My White Privilege

I took this photo of Cameron and a new friend almost a year ago. I’ve never shared it or posted it though it’s one of my favorite pictures I’ve taken in her short life. And I’ve taken a lot. 

I’ve kept it to myself because it’s a treasure. This is what I look at after hard days. This is what keeps me strong when I want to be weak. These angels know nothing but love and kindness. They walked around the park together for over half an hour, hand in hand, helping each other up and down the stairs, giggling at the birds in the water. They were in their own world, and it was beautiful. 
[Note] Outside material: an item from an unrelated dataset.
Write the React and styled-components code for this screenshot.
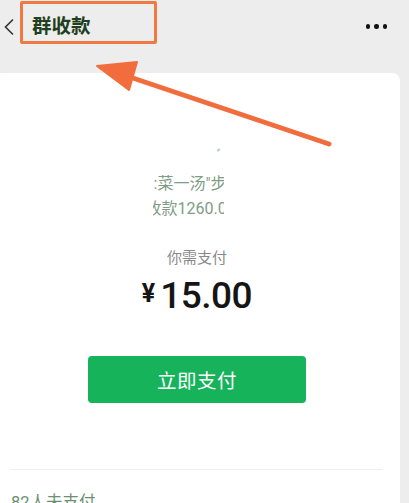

Our world is a mess. You may think it’s hopeless. You may think change isn’t coming. You may decide to give up on finding peace and equality in your time. But don’t give up on this. On them. This is my reason for caring about people I’ve never met. This is my reason for fighting for rights I’ve so unfairly been treated to while my friends have been denied. This is everything. 

I firmly believe that acknowledging the truth is the first step to finding a resolution. So I look at this photo, and I honestly and sincerely tell you my truth. My truth is that I am privileged because of the color of my skin. One of these innocent babies is too. But just one. 

My white privilege is that I will have a child and not worry about him or her being killed out of fear of appearance. I do not worry about the day I have to teach my child to be silent in the face of authority in case that day is the day somebody is too fearful to be strong. My white privilege is having a child and allowing them to be a child. To love, to explore, to question without fear of punishment or violence. 

I challenge all white people who read this to speak your truth. We are privileged. Do I feel guilty? Yes. Should I feel guilty? Only if I do not do my part to ensure this little boy grows up in a world as open and welcoming as Cameron’s will be. 



Fight the Fear

“The only thing we have to fear is fear itself” – FDR

It may seem simple, but the truth usually is. There is a destructive pattern stitched within our society called fear. It keeps us from making change, it keeps us from speaking up and speaking out, it keeps us from holding on to a cause after the media has decided it’s time for a new story to grace the headlines. Fear immobilizes as it grows, leaving us so much worse for the wear.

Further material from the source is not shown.